Another interesting aspect of the maturity issue is the potential for Treasury and the Federal Reserve to be at odds.  The Federal Reserve apparently is considering a strategy of getting long-term rates down by reducing the supply of longer-term Treasuries in the market.  Rather than another quantitative easing program, the Fed is thinking of doing this by selling short-term Treasuries in its portfolio and using the proceeds to purchase long-term Treasuries.  Obviously, the Treasury could accomplish the same thing by selling more short-term Treasury securities and less long-term securities.  The Treasury, though, does not view debt management as a way to try to manipulate the term structure of interest rates but is focused on keeping its interest costs as low as possible “over time.” 

(There is an interesting recent blog post by someone using the name “Bond Girl” about this:  “Leave Operation Twist in the past.”  The author is not favor of the Fed trying to change the shape of the yield curve.)

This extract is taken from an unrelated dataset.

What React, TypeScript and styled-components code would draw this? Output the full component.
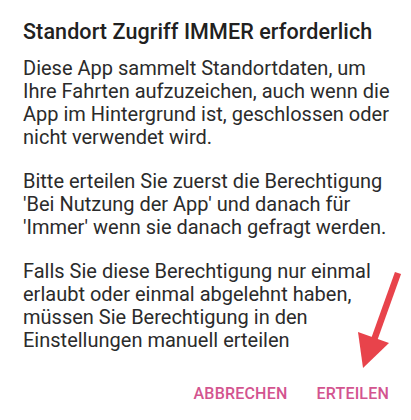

Clarification:  With regard to the announcement of the cessation of 30-year bond issuance, the Treasury did not leak the news.  A consultant present at the press conference told a senior economist at a major investment banking firm about the announcement while the news was still embargoed.  The Treasury also broke its own embargo by posting the announcement on its website prior to the lifting of the embargo but after the consultant had told his client the news.  This was not one of Treasury's better days.